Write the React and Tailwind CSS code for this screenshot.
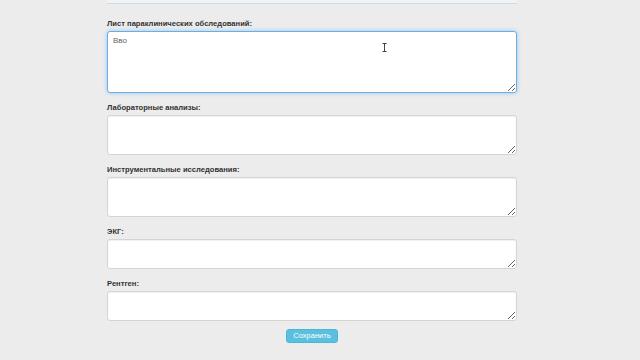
import React from "react";

const fields = [
  { label: "Лист параклинических обследований:", h: "h-[62px]", value: "Вво", focus: true },
  { label: "Лабораторные анализы:", h: "h-[40px]" },
  { label: "Инструментальные исследования:", h: "h-[40px]" },
  { label: "ЭКГ:", h: "h-[30px]" },
  { label: "Рентген:", h: "h-[30px]" },
];

export default function App() {
  return (
    <div className="min-h-[360px] bg-[#ececec] font-['Liberation_Sans',Arial,sans-serif]">
      <div className="ml-[107px] w-[410px]">
        <div className="h-[4px] bg-[#f3f3f3] border-b border-[#c9dbe6]" />
        {fields.map((f, i) => (
          <div key={i} className={i === 0 ? "mt-[13px]" : "mt-[8px]"}>
            <label className="block text-[7.6px] leading-[14px] font-bold text-[#333]">
              {f.label}
            </label>
            <div className="relative">
              <textarea
                defaultValue={f.value || ""}
                className={`block w-full ${f.h} rounded-[3px] bg-white px-[5px] py-[3px] text-[8px] leading-[12px] text-[#666] outline-none border ${
                  f.focus
                    ? "border-[#66afe9] shadow-[0_0_4px_rgba(102,175,233,0.6)]"
                    : "border-[#d4d4d4] shadow-[inset_0_1px_1px_rgba(0,0,0,0.06)]"
                }`}
              />
              {f.focus && (
                <svg
                  className="absolute left-[275px] top-[12px] pointer-events-none"
                  width="5"
                  height="9"
                  viewBox="0 0 5 9"
                >
                  <path d="M0.5 0.5h4M2.5 0.5v8M0.5 8.5h4" stroke="#444" strokeWidth="1" fill="none" />
                </svg>
              )}
            </div>
          </div>
        ))}
        <div className="mt-[8px] flex justify-center">
          <button className="w-[52px] h-[14px] rounded-[3px] bg-[#5bc0de] border border-[#46b8da] text-white text-[7.5px] leading-none">
            Сохранить
          </button>
        </div>
      </div>
    </div>
  );
}
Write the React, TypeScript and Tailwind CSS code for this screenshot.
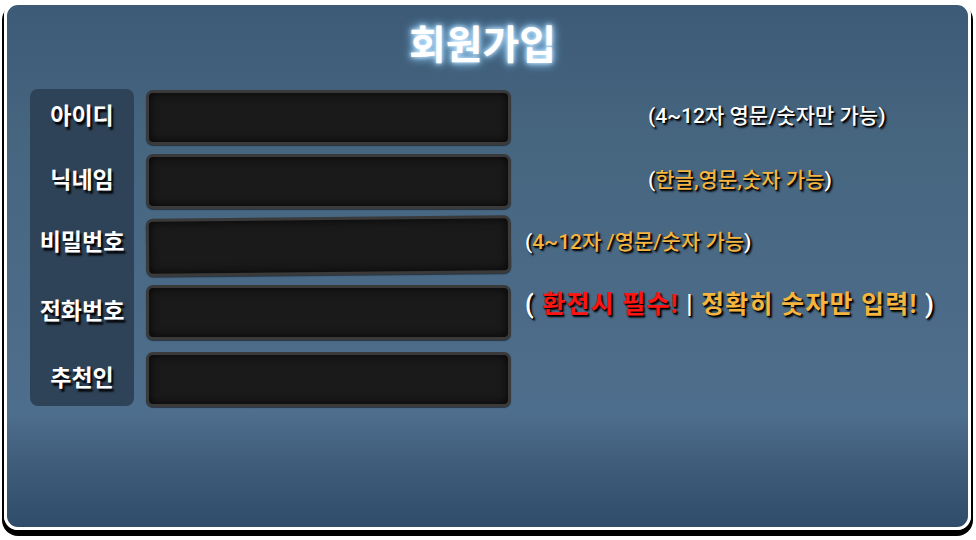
=======
- WORK INSTRUCTIONS
Using the records above, list each line that includes "Write".

- THE RESULT
Write the React and Tailwind CSS code for this screenshot.
Write the React, TypeScript and Tailwind CSS code for this screenshot.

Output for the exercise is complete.